REQUEST ▸
Go through the data below and gather each line containing "React".

RECORDED DATA ▸
-----
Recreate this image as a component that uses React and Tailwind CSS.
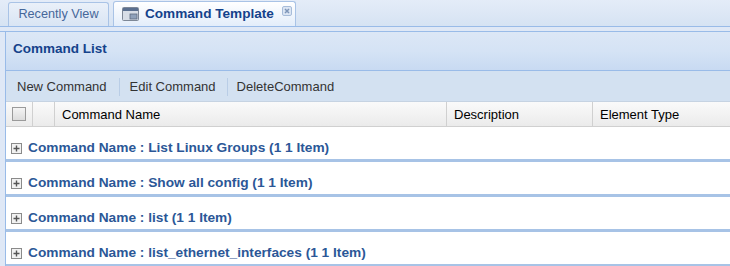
import React from "react";

const groups = [
  "List Linux Groups",
  "Show all config",
  "list",
  "list_ethernet_interfaces",
];

function TabIcon() {
  return (
    <svg width="17" height="15" viewBox="0 0 17 15">
      <rect x="0.5" y="0.5" width="16" height="13" rx="1" fill="#d7dde6" stroke="#7d8796" />
      <rect x="1" y="1" width="15" height="3" fill="#5a6f8f" />
      <rect x="8" y="7" width="7" height="5" fill="#8fa1ba" stroke="#5d6b80" strokeWidth="0.8" />
    </svg>
  );
}

function CloseIcon() {
  return (
    <svg width="10" height="10" viewBox="0 0 10 10">
      <rect x="0.5" y="0.5" width="9" height="9" rx="1.5" fill="#dbe5f3" stroke="#a7bcd9" />
      <path d="M3 3 L7 7 M7 3 L3 7" stroke="#7e95b8" strokeWidth="1.5" />
    </svg>
  );
}

function PlusBox() {
  return (
    <svg width="11" height="11" viewBox="0 0 11 11">
      <rect x="0.5" y="0.5" width="10" height="10" fill="#f2f2f2" stroke="#8a8a8a" />
      <path d="M2.5 5.5 H8.5 M5.5 2.5 V8.5" stroke="#555" strokeWidth="1.4" />
    </svg>
  );
}

function App() {
  return (
    <div className="w-[730px] h-[266px] overflow-hidden bg-[#dfe8f6] font-['Liberation_Sans',Arial,sans-serif]">
      {/* tab strip */}
      <div className="h-[27px] flex items-end gap-[4px] pl-[8px] bg-gradient-to-b from-[#e4ecf8] to-[#d6e3f3] border-b border-[#99bbe8]">
        <div className="h-[24px] w-[101px] flex items-center justify-center rounded-t-[3px] border border-b-0 border-[#a9c3e6] bg-gradient-to-b from-[#eaf0f9] to-[#d9e5f4] text-[12.7px] text-[#46679a] whitespace-nowrap">
          Recently View
        </div>
        <div className="h-[25px] w-[183px] flex items-center pl-[8px] rounded-t-[3px] border border-b-0 border-[#a9c3e6] bg-gradient-to-b from-[#ffffff] to-[#e3edfa] whitespace-nowrap">
          <TabIcon />
          <span className="ml-[6px] text-[13.6px] font-bold text-[#15428b]">Command Template</span>
          <span className="ml-[8px] -mt-[6px]">
            <CloseIcon />
          </span>
        </div>
      </div>
      <div className="h-[5px] bg-[#dfe8f6] border-b border-[#99bbe8]"></div>

      {/* panel */}
      <div className="ml-[5px] border-l border-[#99bbe8] bg-white">
        <div className="h-[39px] flex items-center pl-[7px] pb-[4px] bg-gradient-to-b from-[#dce7f6] via-[#d5e3f5] to-[#c8daf2] border-b border-[#99bbe8] text-[13.5px] font-bold text-[#15428b]">
          Command List
        </div>
        <div className="h-[31px] flex items-center pl-[11px] pt-[2px] bg-[#d3e1f1] border-b border-[#c6d3e2] text-[13px] text-[#333]">
          <span>New Command</span>
          <span className="ml-[12px] mr-[10px] h-[18px] border-l border-[#b9cde6]"></span>
          <span>Edit Command</span>
          <span className="ml-[11px] mr-[9px] h-[18px] border-l border-[#b9cde6]"></span>
          <span>DeleteCommand</span>
        </div>
        <div className="h-[25px] flex bg-gradient-to-b from-[#fafafa] to-[#ebebeb] border-b border-[#d0d0d0] text-[13px] text-black">
          <div className="w-[27px] flex items-center justify-center border-r border-[#d0d0d0]">
            <div className="w-[14px] h-[14px] border border-[#9a9a9a] bg-gradient-to-b from-[#f4f4f4] to-[#dcdcdc]"></div>
          </div>
          <div className="w-[22px] border-r border-[#d0d0d0]"></div>
          <div className="w-[392px] flex items-center pl-[7px] pt-[2px] border-r border-[#d0d0d0]">Command Name</div>
          <div className="w-[146px] flex items-center pl-[7px] pt-[2px] border-r border-[#d0d0d0]">Description</div>
          <div className="flex-1 flex items-center pl-[7px] pt-[2px]">Element Type</div>
        </div>
        {groups.map((g) => (
          <div key={g} className="h-[35px] flex items-center gap-[6px] pl-[5px] pt-[11px] border-b-[3px] border-[#a7c3e6] text-[13.7px] font-bold text-[#2b5797] whitespace-nowrap">
            <PlusBox />
            <span>Command Name : {g} (1 1 Item)</span>
          </div>
        ))}
      </div>
    </div>
  );
}

export default App;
-----
EXERCISE ANSWER ▸
Recreate this image as a component that uses React and Tailwind CSS.
import React from "react";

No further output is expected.